One of the significant changes required by the new accounting guidance under ASU 2014 09, Revenue from Contracts with Customers (Topic 606) relates to accounting for uninstalled materials. Under the previous accounting practice, the cost of materials specifically produced, fabricated, or constructed for a project, including those not yet installed, were to be included in the inputs used to measure the percentage of completion on the project. This would ultimately drive the revenue recognized to date on the contract. If not specifically produced, fabricated, or constructed for a project, the cost of the materials would have been capitalized on the balance sheet and reported as inventory until installed.

Under ASU 2014 09, the cost of uninstalled materials that were not specific to a contract should be accounted for in a similar manner as inventory.

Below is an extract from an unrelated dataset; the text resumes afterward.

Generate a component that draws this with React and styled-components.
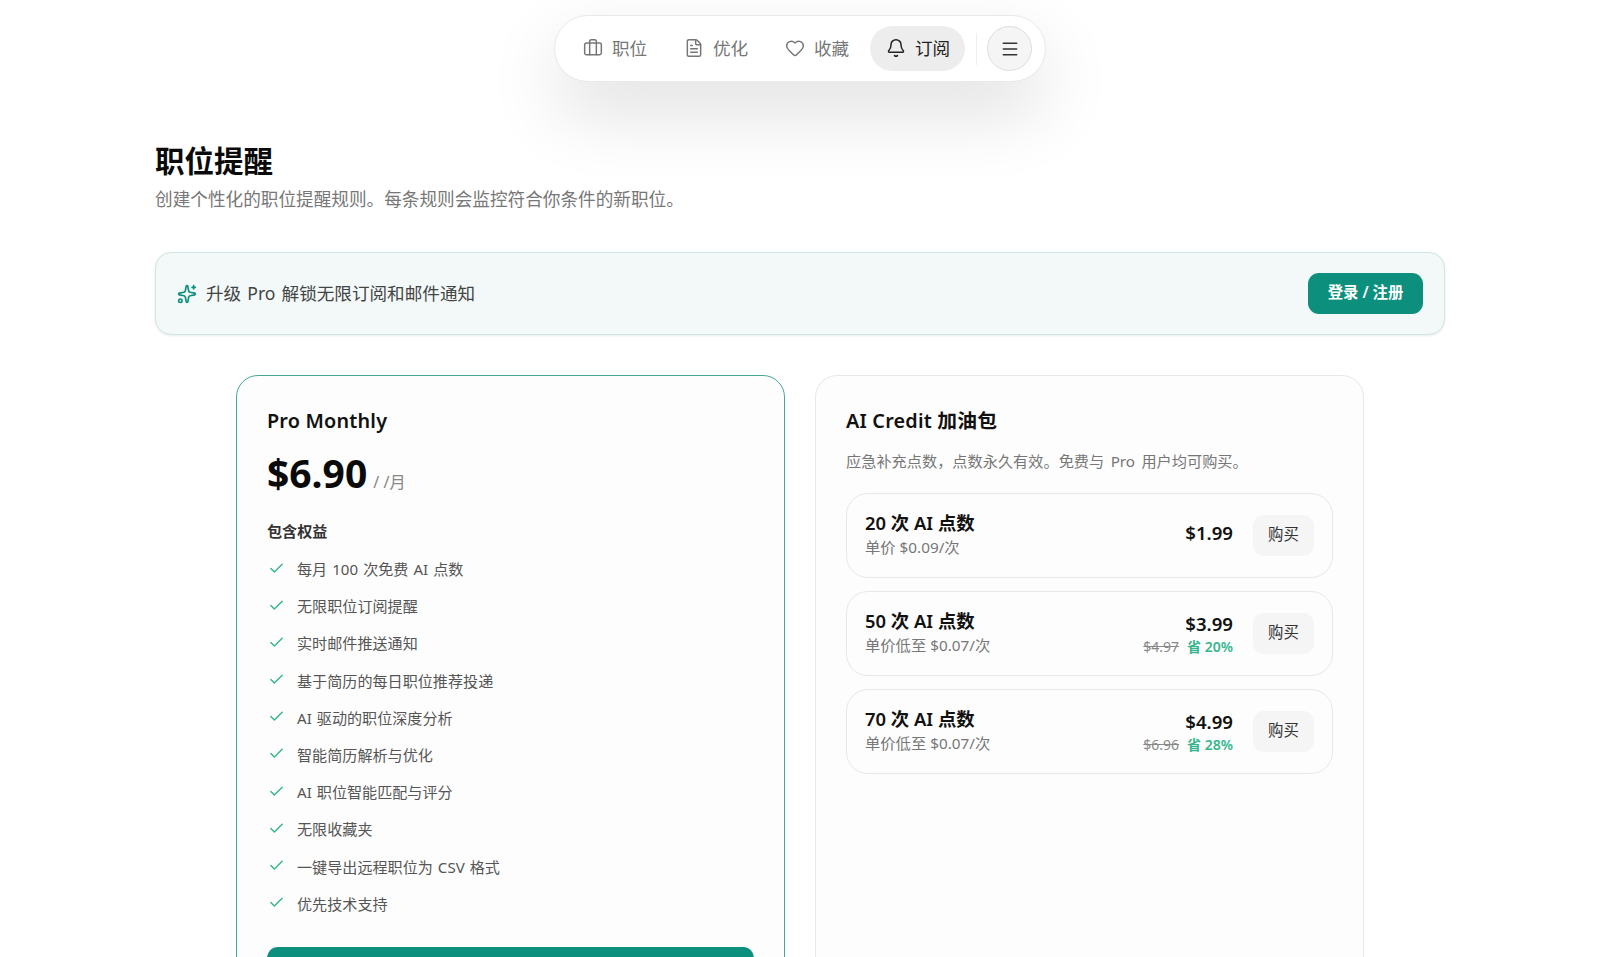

However, in most cases, the amount of the uninstalled materials would also need to be removed from both the transaction price and estimated project cost before applying the cost to cost input method for recognizing revenue-to-date on the contract.

Example of Accounting for Uninstalled Materials

A contractor is engaged in a $26 million fixed price contract to construct a new bridge which includes the installation of steel beams. The estimated total cost of the project to the contractor is $20 million, including $4 million for the steel beams. As of December 31, 2018, the contractor incurred $8 million in costs, including the $4 million of steel beams, which have been purchased and delivered to the site but have not been installed.

To calculate the revenue that the contractor should recognize to date under the new standard, the calculation using the cost-to-cost input method would need to be adjusted first by subtracting the $4 million for the uninstalled steel beams from the $8 million in total costs incurred to date and the $20 million in total estimated costs and then divide the two to determine progress toward completion, which is 25% ($4 million divided by $16 million). The contractor would also subtract the $4 million for the steel beams from the $26 million contract price before multiplying it by the progress (25%) and then add the $4 million for the steel beams back in, resulting in a current total of $9.5 million in revenue to be recognized ($22 million times 25%, plus $4 million).

Under the previous accounting practice, if the $4 million for the steel beams was included in the calculation of progress towards satisfaction of the performance obligation, the measurement of progress would have been overestimated and $10.4 million of revenue would have been recognized. Therefore, the impact of implementing ASU 2014 09 is a reduction in revenue recognition of $900,000, which represents the potential gross profit on the uninstalled steel beams. Under ASU 2014 09, the profit is deferred and will be recognized once the steel beams are installed.

Customer-furnished goods under ASU 2014-09

Customer furnished goods, such as materials or equipment, will also need to be addressed under the new standard. Under the previous accounting practice, the value of goods supplied by the customer is added to contract revenues and costs only if the contractor bears the risk of nature, type, characteristics, specification, or ultimate performance of such goods within the overall project incremental costs. Under ASU 2014 09, the fair value of goods furnished by customers shall be considered a noncash consideration, estimated, and included in the transaction price and estimated costs, with no gross profit recognized. If the contractor controls customer contributed equipment or services, the fair value of such noncash consideration should also be estimated and included in the transaction price.

The new standard requires the contractor to account for certain costs differently than current practices, and this could significantly affect the amount of revenue to be recognized during progress towards satisfaction of the performance obligation. With lack of software modifications, contractors will have to find alternative strategies to properly account for and present these costs. We recommend that you consider reviewing current contract and job costing practices to identify if any of these matters requiring new accounting methods will apply to your business.